一般社団法人日本災害看護学会第23回年次大会
大会長 長岡崇徳大学看護学部 山﨑 達枝

 昨年来より世界中で蔓延している新型コロナウィルスや災害等により亡くなられた方々に、謹んで追悼の意を表します。
 新型コロナウィルスは、ワクチンにより収束の可能性が見えてきたものの、症状のより重篤な変異株が発生するなど予断の許さぬ状況の中、日夜、医療の最前線で活躍されている皆様に心より感謝申し上げます。

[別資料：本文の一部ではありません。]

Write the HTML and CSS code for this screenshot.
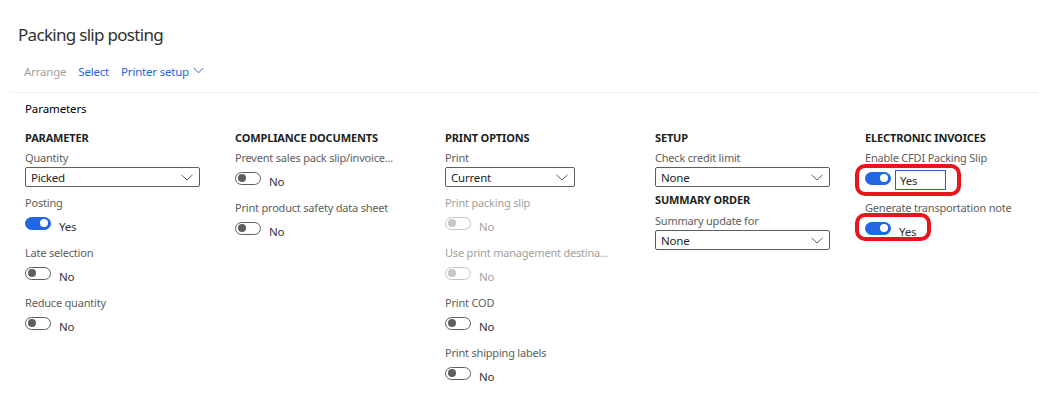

 第23回年次大会のテーマは、「災害多発時代に守りたい生命(いのち)とこころ~実践知をともに未来につなぐ~」としました。大会のテーマを受け会長講演タイトルは、「被災地支援活動からの学び知をつなぐ~過去・現在・未来~」としました。
 「災害現場は一番の文献の宝庫」
 私はこれまで現場で見聞きするものこそ最も重要と考え、できる限り災害発生直後に現場に向かい、活動をしてきました。何事も学ぶためにはまず現場に赴くことが大切であり、現場にこそ真の学びがあります。特に災害看護の学びは、被災地・被災者の方々の声に耳を傾けることなくして災害の本質はわからず、そこから得た学びを語り継ぐことが、復興、そして未来の減災につなげられる方法だと信じています。

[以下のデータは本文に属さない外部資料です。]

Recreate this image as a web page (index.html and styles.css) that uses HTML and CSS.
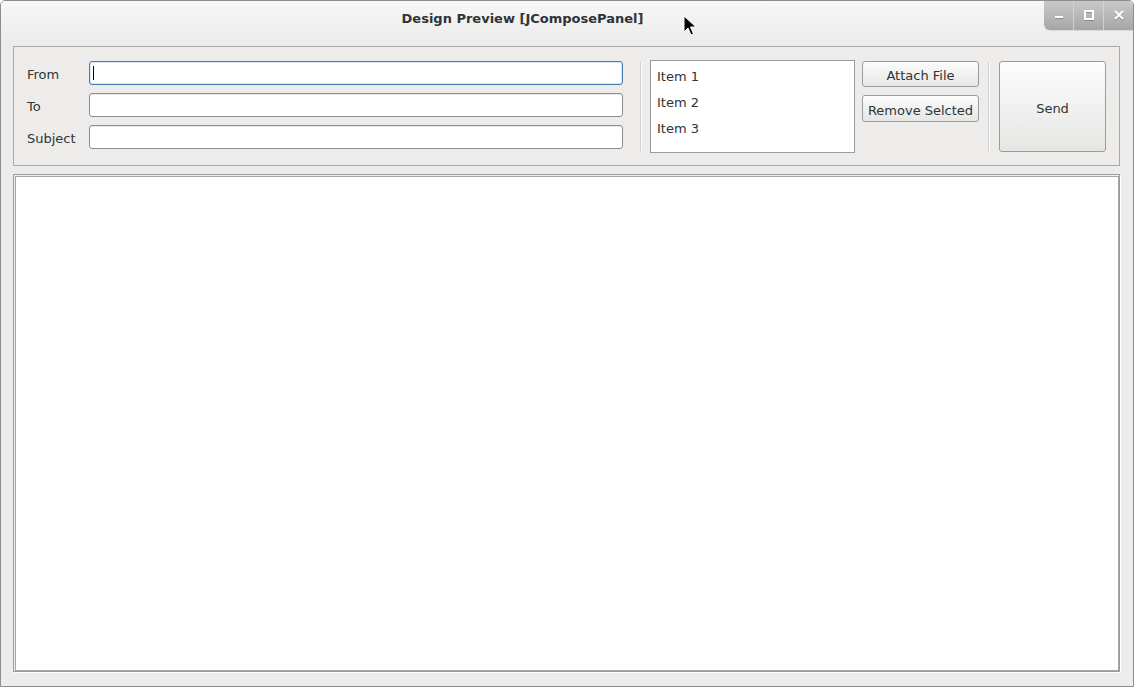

 災害により人々が受ける傷には、大きく分けて身体的な傷と精神的な傷の2つがあります。急性期の医療という視点からは、どうしても身体的な傷の治療に重きがおかれますが、長年現場で被災者と接していると、多くの方が精神的な傷を抱え、さらに長期にわたってその傷に悩まされていることに気づかされました。今回の年次大会では特に災害による心の健康に焦点を当て、惨事ストレスや遺族のメンタルケア、さらにこれまで検証されることの少なかった性暴力や性別における避難所の問題、災害を乗り越えられた心の拠り所を考えたいと思っています。また、これまで私が被災地で見聞きした問題を取り上げながら、現場で被災者が実際に語ってくれた思い・経験を共有できるようなプログラムとしました。

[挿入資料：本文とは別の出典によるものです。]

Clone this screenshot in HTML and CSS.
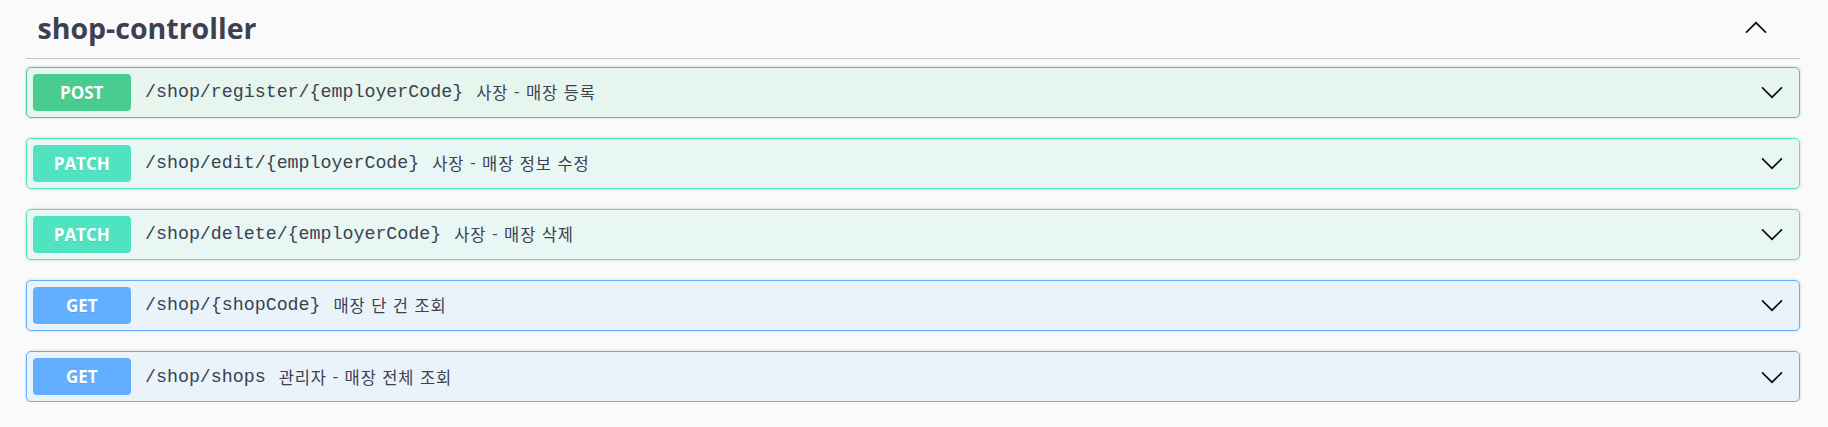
FILE: index.html
```html
<!DOCTYPE html>
<html lang="ko">
<head>
<meta charset="utf-8">
<title>shop-controller</title>
<link rel="stylesheet" href="styles.css">
</head>
<body>
<div class="wrapper">
  <section class="tag-section">
    <h3 class="tag-title">
      <span class="tag-name">shop-controller</span>
      <button class="tag-toggle" aria-label="collapse">
        <svg class="arrow up" viewBox="0 0 20 20" width="24" height="24"><path d="M17.418 6.109c.272-.268.709-.268.979 0s.271.701 0 .969l-7.908 7.83c-.27.268-.707.268-.979 0l-7.908-7.83c-.27-.268-.27-.701 0-.969.271-.268.709-.268.979 0L10 13.25l7.418-7.141z"/></svg>
      </button>
    </h3>
    <div class="ops">
      <div class="op op-post">
        <span class="method">POST</span>
        <span class="path">/shop/register/{employerCode}</span>
        <span class="desc">사장 - 매장 등록</span>
        <svg class="arrow" viewBox="0 0 20 20" width="24" height="24"><path d="M17.418 6.109c.272-.268.709-.268.979 0s.271.701 0 .969l-7.908 7.83c-.27.268-.707.268-.979 0l-7.908-7.830c-.27-.268-.27-.701 0-.969.271-.268.709-.268.979 0L10 13.25l7.418-7.141z"/></svg>
      </div>
      <div class="op op-patch">
        <span class="method">PATCH</span>
        <span class="path">/shop/edit/{employerCode}</span>
        <span class="desc">사장 - 매장 정보 수정</span>
        <svg class="arrow" viewBox="0 0 20 20" width="24" height="24"><path d="M17.418 6.109c.272-.268.709-.268.979 0s.271.701 0 .969l-7.908 7.83c-.27.268-.707.268-.979 0l-7.908-7.83c-.27-.268-.27-.701 0-.969.271-.268.709-.268.979 0L10 13.25l7.418-7.141z"/></svg>
      </div>
      <div class="op op-patch">
        <span class="method">PATCH</span>
        <span class="path">/shop/delete/{employerCode}</span>
        <span class="desc">사장 - 매장 삭제</span>
        <svg class="arrow" viewBox="0 0 20 20" width="24" height="24"><path d="M17.418 6.109c.272-.268.709-.268.979 0s.271.701 0 .969l-7.908 7.83c-.27.268-.707.268-.979 0l-7.908-7.83c-.27-.268-.27-.701 0-.969.271-.268.709-.268.979 0L10 13.25l7.418-7.141z"/></svg>
      </div>
      <div class="op op-get">
        <span class="method">GET</span>
        <span class="path">/shop/{shopCode}</span>
        <span class="desc">매장 단 건 조회</span>
        <svg class="arrow" viewBox="0 0 20 20" width="24" height="24"><path d="M17.418 6.109c.272-.268.709-.268.979 0s.271.701 0 .969l-7.908 7.83c-.27.268-.707.268-.979 0l-7.908-7.83c-.27-.268-.27-.701 0-.969.271-.268.709-.268.979 0L10 13.25l7.418-7.141z"/></svg>
      </div>
      <div class="op op-get">
        <span class="method">GET</span>
        <span class="path">/shop/shops</span>
        <span class="desc">관리자 - 매장 전체 조회</span>
        <svg class="arrow" viewBox="0 0 20 20" width="24" height="24"><path d="M17.418 6.109c.272-.268.709-.268.979 0s.271.701 0 .969l-7.908 7.83c-.27.268-.707.268-.979 0l-7.908-7.83c-.27-.268-.27-.701 0-.969.271-.268.709-.268.979 0L10 13.25l7.418-7.141z"/></svg>
      </div>
    </div>
  </section>
</div>
</body>
</html>
```

FILE: styles.css
```css
html, body {
  margin: 0;
  padding: 0;
  background: #fafafa;
}

body {
  font-family: "Open Sans", "Noto Sans CJK KR", sans-serif;
  color: #3b4151;
}

.wrapper {
  padding: 0 28px 0 25.5px;
}

.tag-title {
  display: flex;
  align-items: center;
  margin: 0;
  padding: 8px 24px 10px 12px;
  border-bottom: 1px solid rgba(59, 65, 81, 0.3);
  font-size: 28.5px;
  line-height: 40px;
  font-weight: 700;
  color: #3b4151;
}

.tag-name {
  flex: 1 1 auto;
}

.tag-toggle {
  display: flex;
  border: 0;
  background: none;
  padding: 0;
  margin-right: 8px;
}

.arrow {
  display: block;
  fill: #111;
  flex: 0 0 auto;
}

.arrow.up {
  transform: rotate(180deg);
}

.ops {
  display: flex;
  flex-direction: column;
  gap: 19.7px;
  padding-top: 7.5px;
}

.op {
  display: flex;
  align-items: center;
  padding: 6px;
  border: 1px solid;
  border-radius: 5px;
  box-shadow: 0 0 3px rgba(0, 0, 0, 0.19);
}

.method {
  display: flex;
  align-items: center;
  justify-content: center;
  min-width: 98.5px;
  height: 37.4px;
  border-radius: 4px;
  color: #fff;
  font-family: "Open Sans", sans-serif;
  font-size: 17px;
  font-weight: 700;
  text-shadow: 0 1px 0 rgba(0, 0, 0, 0.1);
}

.path {
  padding-left: 14px;
  font-family: "Liberation Mono", "Noto Sans CJK KR", monospace;
  font-size: 18.3px;
  color: #3b4151;
}

.desc {
  flex: 1 1 auto;
  padding-left: 13px;
  font-family: "Noto Sans CJK KR", sans-serif;
  font-size: 16.5px;
  letter-spacing: 0.9px;
  color: #3b4151;
}

.op .arrow {
  margin-right: 9px;
}

.op-post {
  border-color: #49cc90;
  background: rgba(73, 204, 144, 0.1);
}
.op-post .method { background: #49cc90; }

.op-patch {
  border-color: #50e3c2;
  background: rgba(80, 227, 194, 0.1);
}
.op-patch .method { background: #50e3c2; }

.op-get {
  border-color: #61affe;
  background: rgba(97, 175, 254, 0.1);
}
.op-get .method { background: #61affe; }
```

 自然災害多発国である日本の中でも、特に私が現在居住している新潟県中越長岡市は、これまで地震・洪水・雪害(世界で有数の豪雪都市、特別豪雪地域に指定)など、数々の厳しい惨事を経験し、復興を成し遂げてきた地であります。いにしえから多くの災害に遭遇し、生き抜いてきた経験をもつ長岡から、万全の対策を講じ是非とも対面式での現地開催を行いたいと願っていましたが、このような状況から、参加者・関係者の健康と安全を最優先に考えオンライン開催に切り替えることとしました。皆様に直接お会いできないのは大変残念ではあるものの、このような災害時こそ多くの学びや知恵を得ることができる機会であり、我々は障害を乗り越えるために試行錯誤することによって、未来に繋げるための新たな手段を修得できるものと考えます。ぜひ、この機会に多くの皆様にご参加いただけますと幸いです。